Народность Пушкина – в коренном родстве, может быть, тождестве его дара этому «загадочному» духу. Он существом чувствовал народную почву, на которой стоял и рос. Ярче, нагляднее всего это видно в его связи с фольклором – свободной устной культурой народа, – который в его время был живым явлением в достаточно большом составе и объеме29. Органичность его народных корней несмотря на французское воспитание – сродни той органичности, с какою жило в нем детское начало. Ребенок – это целостный человек, личность во всей ее полноте и глубине, но как бы еще свернутая в пружину. Ребенок всегда «позади», но всегда впереди взрослого. Тоска наша по детству – это тоска по цельности. И такие же отношения между развитой национальной культурой и ее почвой – тысячелетней культурой народа. Нет высшей похвалы для художника, как соразмерить его творчество с фольклором, который всегда словно бы сзади, но всегда впереди.

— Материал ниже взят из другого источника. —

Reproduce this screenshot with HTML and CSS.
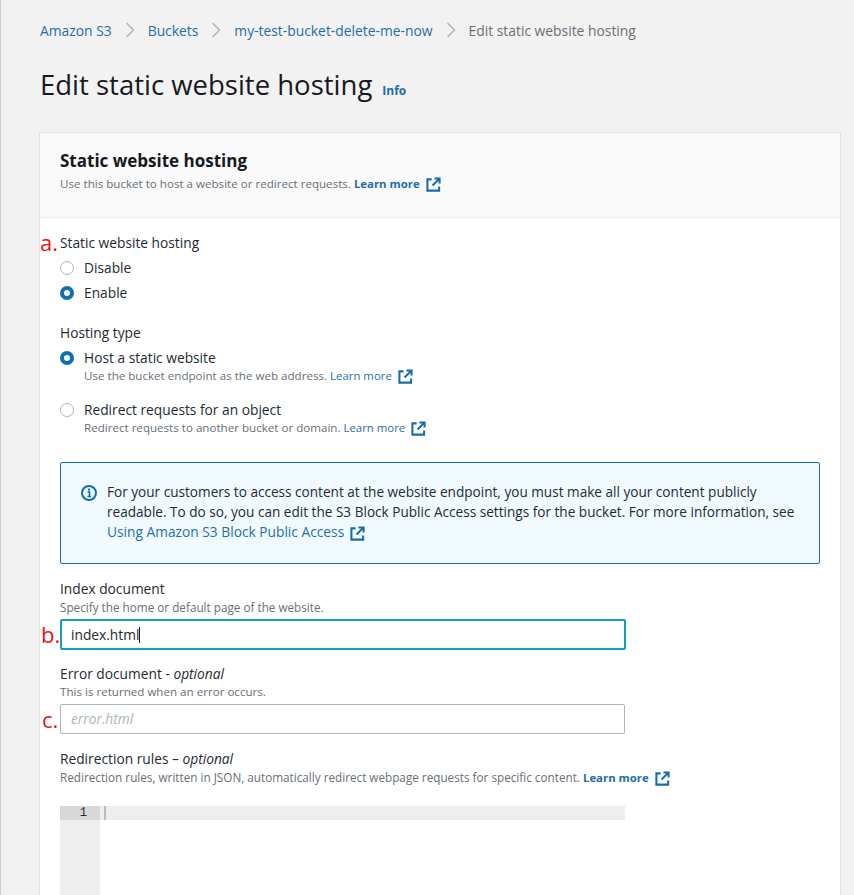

Один американский ученый кисло написал: «При тщательном изучении творчества Пушкина выясняется, что поэзия Пушкина имеет лишь узконациональное значение... Пушкин – кобзарь, то есть народный певец, основа поэзии которого – национальный фольклор»30.

Сильна же вещь правда, если она говорит и устами непонимания, если светится сквозь самые нелепые одежды!